In the end, we’ve raised wages, and raised prices at the same time. And since the wage was mandated rather than market based, but the price of goods is market based and thus isn’t as flexible, we’ve put people out of work in this readjustment, and those still working don’t nearly get the new buying power they thought they’d get. This was for a tripling of the minimum wage, but smaller increases just do the same damage at a smaller level.

But why would we want to do any damage at this point in time? (At any point in time?) Because it feels right, in spite of the reality? Well, we shouldn’t be making economic decisions on emotion.

So we start out with the misunderstanding that, somehow, people are living off the minimum wage. The reality is that most are not, and those that are don’t live off it for very long. It’s a start to what is hopefully a long and prosperous job. Raise the minimum too high, and those jobs evaporate.

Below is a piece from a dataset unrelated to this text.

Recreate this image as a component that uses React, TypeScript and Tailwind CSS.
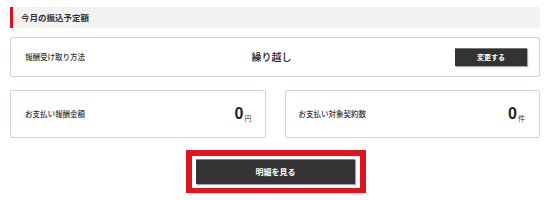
import React from "react";

const jp = "font-['Noto_Sans_CJK_JP',sans-serif]";

export default function App() {
  return (
    <div className={`w-[550px] h-[200px] bg-white px-[10px] pt-[7px] text-[#333] ${jp}`}>
      <div className="h-[21px] bg-[#f2f2f2] border-l-[3px] border-[#d7111b] flex items-center pl-[8px] text-[8.5px] font-bold leading-none">
        今月の振込予定額
      </div>

      <div className="mt-[9px] h-[40px] border border-[#c9d6e4] rounded-[2px] flex items-center pl-[14px] pr-[12px]">
        <div className="w-[186px] text-[7.5px] font-medium leading-none">報酬受け取り方法</div>
        <div className="w-[121px] text-center text-[10px] font-medium leading-none text-[#222]">繰り越し</div>
        <div className="flex-1" />
        <button className="w-[72px] h-[18px] bg-[#333] border-t border-[#777] shadow-[1px_1px_1px_rgba(0,0,0,0.35)] text-white text-[7px] font-bold leading-none flex items-center justify-center">
          変更する
        </button>
      </div>

      <div className="mt-[13px] grid grid-cols-2 gap-[19px]">
        <div className="h-[48px] border border-[#c9d6e4] rounded-[2px] flex items-center justify-between pl-[14px] pr-[13px]">
          <div className="text-[7.5px] font-medium leading-none">お支払い報酬金額</div>
          <div className="flex items-end leading-none">
            <span className="font-['Liberation_Sans',Arial,sans-serif] font-bold text-[16px] text-[#222] leading-none">0</span>
            <span className="text-[7px] ml-[1px] leading-none">円</span>
          </div>
        </div>
        <div className="h-[48px] border border-[#c9d6e4] rounded-[2px] flex items-center justify-between pl-[13px] pr-[14px]">
          <div className="text-[7.5px] font-medium leading-none">お支払い対象契約数</div>
          <div className="flex items-end leading-none">
            <span className="font-['Liberation_Sans',Arial,sans-serif] font-bold text-[16px] text-[#222] leading-none">0</span>
            <span className="text-[7px] ml-[1px] leading-none">件</span>
          </div>
        </div>
      </div>

      <div className="mt-[12px] flex justify-center pl-[2px]">
        <div className="border-[6px] border-b-[5px] border-[#e0141e] pl-[4px] pr-[5px] pt-[3px] pb-[4px]">
          <button className="w-[159px] h-[25px] bg-[#333] border-t border-[#888] shadow-[1px_1px_1px_rgba(0,0,0,0.35)] text-white text-[8px] font-bold leading-none flex items-center justify-center">
            明細を見る
          </button>
        </div>
      </div>
    </div>
  );
}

Add to this the misunderstanding that only those getting the minimum wage are getting the increase. The reality is that, here, a lot more people get a raise, or have wage negotiations automatically triggered, when the minimum goes up. So prices go up more than expected, and which affects everyone.

The bottom line is this. If a minimum wage hike is always a good thing, why not just hike it to $20 an hour? If you are for $9 but against $20, please explain why your argument against $20 doesn’t apply to $9 as well.